Q: What if the denominator is zero?
A: Division by zero is undefined. A fraction with a denominator of zero (e.g., 5/0) has no meaning in standard arithmetic. Our calculator will display an error if you attempt this.
Q: How do I handle mixed numbers like 1 1/2?
A: To convert a mixed number, first convert it to an improper fraction. For 1 1/2, multiply the whole number (1) by the denominator (2) and add the numerator (1): (1 × 2) + 1 = 3. Keep the original denominator, so 1 1/2 becomes 3/2. Then, proceed to divide 3 by 2 to get 1.5.
Q: How do I indicate a repeating decimal without a calculator?
A: When performing long division, if a remainder repeats, the digits in your quotient will also start to repeat. You can indicate this by writing the repeating sequence followed by an ellipsis (e.g., 0.333…) or by placing a bar over the repeating digit(s) (e.g., 0.̅3).
Q: Will every fraction convert to an exact decimal?
A: No. As discussed, fractions whose simplified denominators contain prime factors other than 2 or 5 will result in repeating decimals, which cannot be expressed exactly with a finite number of decimal places.
Q: What’s the easiest way to perform long division for this conversion?
A: Practice is key! Start with simple fractions, ensure you’re comfortable with multiplication tables, and systematically follow the steps of long division: Divide, Multiply, Subtract, Bring Down. Adding zeros after the decimal point in the dividend is crucial for continuing the division.

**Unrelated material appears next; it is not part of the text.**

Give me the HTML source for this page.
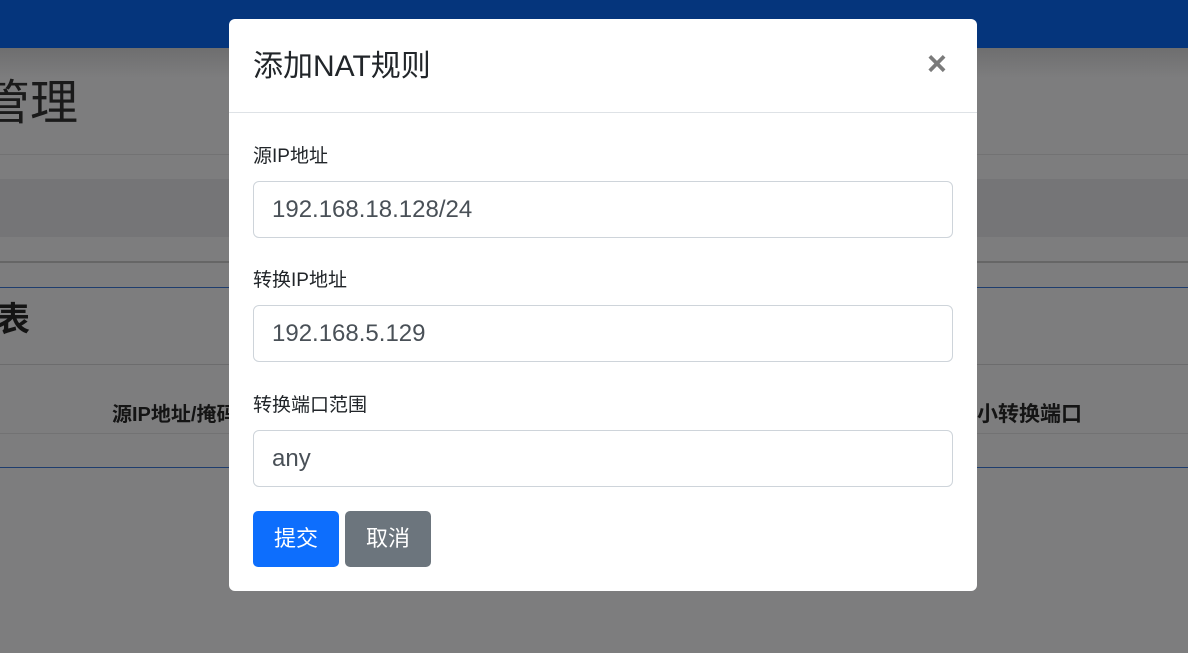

Q: Can I convert decimals back to fractions?
A: Yes! To convert a terminating decimal to a fraction, write the decimal as a fraction over a power of 10 (e.g., 0.75 = 75/100) and then simplify. Converting repeating decimals back to fractions involves a slightly more complex algebraic method.
Q: Why are some decimals terminating and others repeating?
A: This depends on the prime factors of the denominator of the simplified fraction. If the denominator’s prime factors are only 2s and/or 5s, the division will eventually terminate because these are the prime factors of 10 (the base of our decimal system). If other prime factors exist (like 3, 7, 11), the division will never result in a zero remainder, leading to a repeating pattern.